Met Rescues St. Louis’s Egyptian Artifacts From Auction

Banded travertine objects from the Treasure of Harageh, recently purchased by New York's Metropolitan Museum of Art from Bonhams, after the St. Louis Society could no longer afford to maintain the collection. Photo: Bonhams.

New York’s Metropolitan Museum of Art has saved the “Treasure of Harageh,” a collection of 4,000-year-old Egyptian artifacts, from the auction block, purchasing them from Bonhams for an undisclosed sum on behalf of the St. Louis Society of the Archaeological Institute of America, reports Art Antiques and Design.

The 37-piece treasure was discovered by British archaeologist William Matthew Flinders Petrie at a tomb at Harageh in 1913, and consists of five banded travertine vessels, 14 shell pendants, 7 silver cowrie shells, and various other pieces of jewelry inlaid with lapis lazuli, carnelian, and other materials. The St. Louis Society acquired the objects in 1914 in exchange for funding the excavations, and lent them to the St. Louis Art Museum until 1990. Two years ago, when the $2,000 annual storage cost for the treasure became too high, the Society made the decision to sell.

Lapis lazuli-inlaid jewelry from the Treasure of Harageh, recently purchased by New York's Metropolitan Museum of Art from Bonhams, after the St. Louis Society could no longer afford to maintain the collection. Photo: Bonhams.
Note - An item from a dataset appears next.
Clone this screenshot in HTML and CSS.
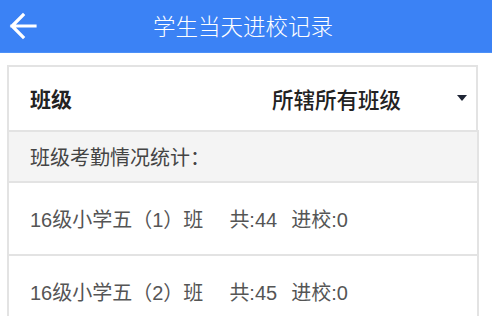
FILE: index.html
```html
<!DOCTYPE html>
<html lang="zh">
<head>
<meta charset="utf-8">
<link rel="stylesheet" href="styles.css">
</head>
<body>
<header class="topbar">
  <span class="back">
    <svg width="30" height="30" viewBox="0 0 30 30"><path d="M27 15H4M15 4L4 15L15 26" fill="none" stroke="#fff" stroke-width="3.2" stroke-linecap="square"/></svg>
  </span>
  <h1 class="title">学生当天进校记录</h1>
</header>
<main class="content">
  <div class="filter">
    <span class="filter-label">班级</span>
    <span class="filter-value">所辖所有班级</span>
    <span class="caret"></span>
  </div>
  <div class="list">
    <div class="section">班级考勤情况统计：</div>
    <div class="row"><span>16级小学五（1）班</span><span class="total">共:44</span><span class="entered">进校:0</span></div>
    <div class="row"><span>16级小学五（2）班</span><span class="total">共:45</span><span class="entered">进校:0</span></div>
  </div>
</main>
</body>
</html>
```
FILE: styles.css
```css
html, body {
  margin: 0;
  padding: 0;
  background: #fff;
  font-family: "Liberation Sans", "Noto Sans CJK SC", sans-serif;
  overflow: hidden;
}
.topbar {
  height: 52px;
  background: #3b82f5;
  border-bottom: 1px solid #4c90f8;
  display: flex;
  align-items: center;
  position: relative;
}
.back {
  width: 30px;
  height: 30px;
  margin-left: 8px;
  display: flex;
}
.title {
  position: absolute;
  left: 0;
  right: 6px;
  top: 0;
  margin: 0;
  text-align: center;
  line-height: 50px;
  font-size: 22.5px;
  font-weight: 300;
  color: #fff;
  pointer-events: none;
  font-family: "Noto Sans CJK SC", sans-serif;
}
.content {
  padding: 12px 0 0 7px;
}
.filter {
  box-sizing: border-box;
  width: 471px;
  height: 65px;
  border: 2px solid #e3e3e3;
  border-bottom: none;
  display: flex;
  align-items: center;
  padding-left: 21px;
  padding-bottom: 1px;
}
.filter-label {
  font-size: 21px;
  font-weight: 700;
  color: #222;
  width: 242px;
}
.filter-value {
  font-size: 21.5px;
  font-weight: 500;
  color: #222;
  flex: 1;
}
.caret {
  width: 0;
  height: 0;
  border-left: 5px solid transparent;
  border-right: 5px solid transparent;
  border-top: 6px solid #1f2535;
  margin-right: 9px;
}
.list {
  box-sizing: border-box;
  width: 472px;
  border-left: 2px solid #e3e3e3;
  border-right: 2px solid #e3e3e3;
}
.section {
  box-sizing: border-box;
  height: 51px;
  border-top: 2px solid #e3e3e3;
  background: #f4f4f4;
  display: flex;
  align-items: center;
  padding-left: 21px;
  font-size: 20px;
  color: #444;
}
.row {
  box-sizing: border-box;
  height: 73px;
  border-top: 2px solid #e3e3e3;
  display: flex;
  align-items: center;
  padding-left: 21px;
  font-size: 20px;
  color: #555;
}
.total {
  margin-left: 26px;
}
.entered {
  margin-left: 14px;
}
```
Lapis lazuli-inlaid jewelry from the Treasure of Harageh, recently purchased by New York’s Metropolitan Museum of Art from Bonhams, after the St. Louis Society could no longer afford to maintain the collection.
Photo: Bonhams.

The decision to auction off the artifacts, most likely to a private owner, was widely decried as a loss of a public cultural resource, including by the Archaeological Institute of America, who issued a statement calling for “a solution that conforms to our firmly expressed ethical position concerning the curation of ancient artifacts for the public good.”

“If there had been any way that we could have reasonably kept these items in St. Louis, we never would have pursued this course,” Howard Wimmer, the St. Louis Society secretary, told the Associated Press. “One way or the other, we had to find a new home.”

Luckily, the Met stepped in, and the bulk of the treasure was withdrawn from the Bonhams sale at the last minute, rescued from the lonely fate of private ownership (a separate lot from Harageh, an alabaster travertine headrest, fetched £27,500, or about $44,182). The pre-sale estimate for the treasure was £80,000–120,000 ($130,000–190,000).

“We are very pleased with the outcome,” said a St. Louis Society spokesperson in a press release. “The Metropolitan Museum in New York is the best home for the treasure. We are looking forward to seeing the objects and jewelry on exhibition.”